What did you learn in fine art classes that helps you as a cartoonist? Did you have to unlearn anything?

Mostly it's just general drawing technique, line and shading and perspective. I tend to draw things more realistically than cartoony. I just prefer to draw that way and I think it serves my comedic voice better. It makes the whole thing a little more understated or dry, less wacky, like my Dad's sense of humor or like Monty Python, which was a big influence on me. I like my comedy a little silly, but with a straight delivery.

Another big thing that sticks with me is just an abstract sense of composition that I gained pursuing "real art" that's one of the reasons that I do most of my cartoons with a square border box around them rather than just floating on the white page. It comes from my painting background where the edge of the canvas creates a clearly defined frame for your composition.

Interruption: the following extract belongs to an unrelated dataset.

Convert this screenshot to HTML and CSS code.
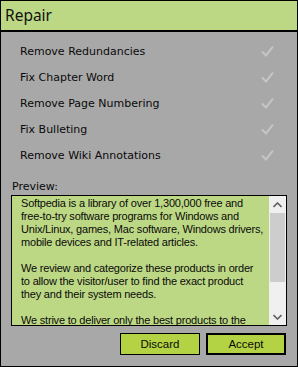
FILE: index.html
```html
<!DOCTYPE html>
<html>
<head>
<meta charset="utf-8">
<link rel="stylesheet" href="styles.css">
</head>
<body>
<div class="window">
  <div class="titlebar">Repair</div>
  <div class="options">
    <div class="option"><span>Remove Redundancies</span><svg class="check" width="13" height="12" viewBox="0 0 13 12"><polyline points="1,6.5 5,10.5 12,1.5" /></svg></div>
    <div class="option"><span>Fix Chapter Word</span><svg class="check" width="13" height="12" viewBox="0 0 13 12"><polyline points="1,6.5 5,10.5 12,1.5" /></svg></div>
    <div class="option"><span>Remove Page Numbering</span><svg class="check" width="13" height="12" viewBox="0 0 13 12"><polyline points="1,6.5 5,10.5 12,1.5" /></svg></div>
    <div class="option"><span>Fix Bulleting</span><svg class="check" width="13" height="12" viewBox="0 0 13 12"><polyline points="1,6.5 5,10.5 12,1.5" /></svg></div>
    <div class="option"><span>Remove Wiki Annotations</span><svg class="check" width="13" height="12" viewBox="0 0 13 12"><polyline points="1,6.5 5,10.5 12,1.5" /></svg></div>
  </div>
  <div class="preview-label">Preview:</div>
  <div class="preview">
    <div class="preview-text">Softpedia is a library of over 1,300,000 free and<br>free-to-try software programs for Windows and<br>Unix/Linux, games, Mac software, Windows drivers,<br>mobile devices and IT-related articles.<br><br>We review and categorize these products in order<br>to allow the visitor/user to find the exact product<br>they and their system needs.<br><br>We strive to deliver only the best products to the</div>
    <div class="scrollbar">
      <div class="sb-btn"><svg width="9" height="6" viewBox="0 0 9 6"><polyline points="0.5,5 4.5,1 8.5,5" /></svg></div>
      <div class="sb-track"><div class="sb-thumb"></div></div>
      <div class="sb-btn"><svg width="9" height="6" viewBox="0 0 9 6"><polyline points="0.5,1 4.5,5 8.5,1" /></svg></div>
    </div>
  </div>
  <div class="buttons">
    <div class="btn">Discard</div>
    <div class="btn btn-default">Accept</div>
  </div>
</div>
</body>
</html>
```

FILE: styles.css
```css
html, body {
  margin: 0;
  padding: 0;
}
.window {
  width: 298px;
  height: 367px;
  box-sizing: border-box;
  border: 1px solid #000;
  background: #a8a8a8;
  display: flex;
  flex-direction: column;
}
.titlebar {
  box-sizing: border-box;
  height: 31px;
  border-bottom: 2px solid #000;
  background: #bdd885;
  font-family: "Noto Sans", "Open Sans", sans-serif;
  font-size: 15.5px;
  color: #111;
  padding-left: 4px;
  padding-bottom: 2px;
  display: flex;
  align-items: center;
}
.options {
  padding-top: 6px;
  display: flex;
  flex-direction: column;
}
.option {
  height: 26px;
  display: flex;
  align-items: center;
  justify-content: space-between;
  padding: 0 23px 0 19px;
  font-family: "DejaVu Sans", sans-serif;
  font-size: 11px;
  color: #0a0a0a;
}
.check polyline {
  fill: none;
  stroke: #c6c6c6;
  stroke-width: 2;
}
.preview-label {
  margin-top: 11px;
  padding-left: 11px;
  height: 16px;
  line-height: 16px;
  font-family: "DejaVu Sans", sans-serif;
  font-size: 11px;
  color: #0a0a0a;
}
.preview {
  margin: 0 10px 0 10px;
  height: 131px;
  box-sizing: border-box;
  border: 1px solid #000;
  background: #bdd885;
  display: flex;
}
.preview-text {
  flex: 1;
  overflow: hidden;
  white-space: nowrap;
  padding: 1px 0 0 9px;
  font-family: "Liberation Sans", Arial, sans-serif;
  font-size: 11px;
  letter-spacing: -0.2px;
  line-height: 13px;
  color: #0a0a0a;
}
.scrollbar {
  width: 17px;
  background: #f0f0f0;
  display: flex;
  flex-direction: column;
}
.sb-btn {
  height: 17px;
  display: flex;
  align-items: center;
  justify-content: center;
}
.sb-btn polyline {
  fill: none;
  stroke: #606060;
  stroke-width: 1.6;
}
.sb-track {
  flex: 1;
  padding: 0 1px;
}
.sb-thumb {
  height: 69px;
  background: #cdcdcd;
}
.buttons {
  margin-top: 7px;
  padding-right: 11px;
  display: flex;
  justify-content: flex-end;
  gap: 6px;
}
.btn {
  width: 80px;
  height: 22px;
  box-sizing: border-box;
  border: 1px solid #000;
  background: #b4d344;
  display: flex;
  align-items: center;
  justify-content: center;
  font-family: "Liberation Sans", Arial, sans-serif;
  font-size: 11.5px;
  color: #0a0a0a;
}
.btn-default {
  border-width: 2px;
}
```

I still think about that a lot, how shapes and angles in the drawing work to balance the space and to pull your eye into and around the composition and even towards finding the visual detail that makes the joke.

What makes you laugh?

Pompous people making mistakes. That's always funny. Or people or animals that are ridiculous but unaware of it. Two people having an argument on the street while wearing Halloween costumes. A cat walking around with toilet paper stuck to its hind paw. The way a duck dives down under water leaving it's fluffy rump sticking up into the air and then comes up and looks around like, "What? What's so funny? Why's everyone snickering?" Penguins also make me laugh. Dogs. The word bulbous, and spatula. Also comedy. I like comedy and my funny clever friends. I guess a lot of things make me laugh.

Cartooning is by nature pretty solitary. Is that why you enjoy appearing before groups? What are they most curious about?

Well the classic question is, "where do you get your ideas?" Some creative people hate that question because they get it all the time and because it's really hard to answer. When I speak, I get deep into that because it fascinates me and because I think it's crucial. Ideas are everything or at least the start of everything. That's especially true for the kind of single panel gag cartooning that I do. It's completely idea dependent and that makes it a great laboratory for the study of creativity. I share what I've learned from studying the topic and from speaking with others, but mostly I focus on what I've noticed about my own working methods and how tiny tweaks to my mindset, environment and process can increase my creative output and just my ability to enjoy the process. And of course I show cartoons and tell jokes.

That public interaction is fuel for me. I very much enjoy the solitary part of the creative life. I get antsy if I don't have that, but it feels incomplete to me if I can't also be involved in sharing what I've created. And in comedy it's essential. Laughs, or the lack there of, is the only feedback I really trust.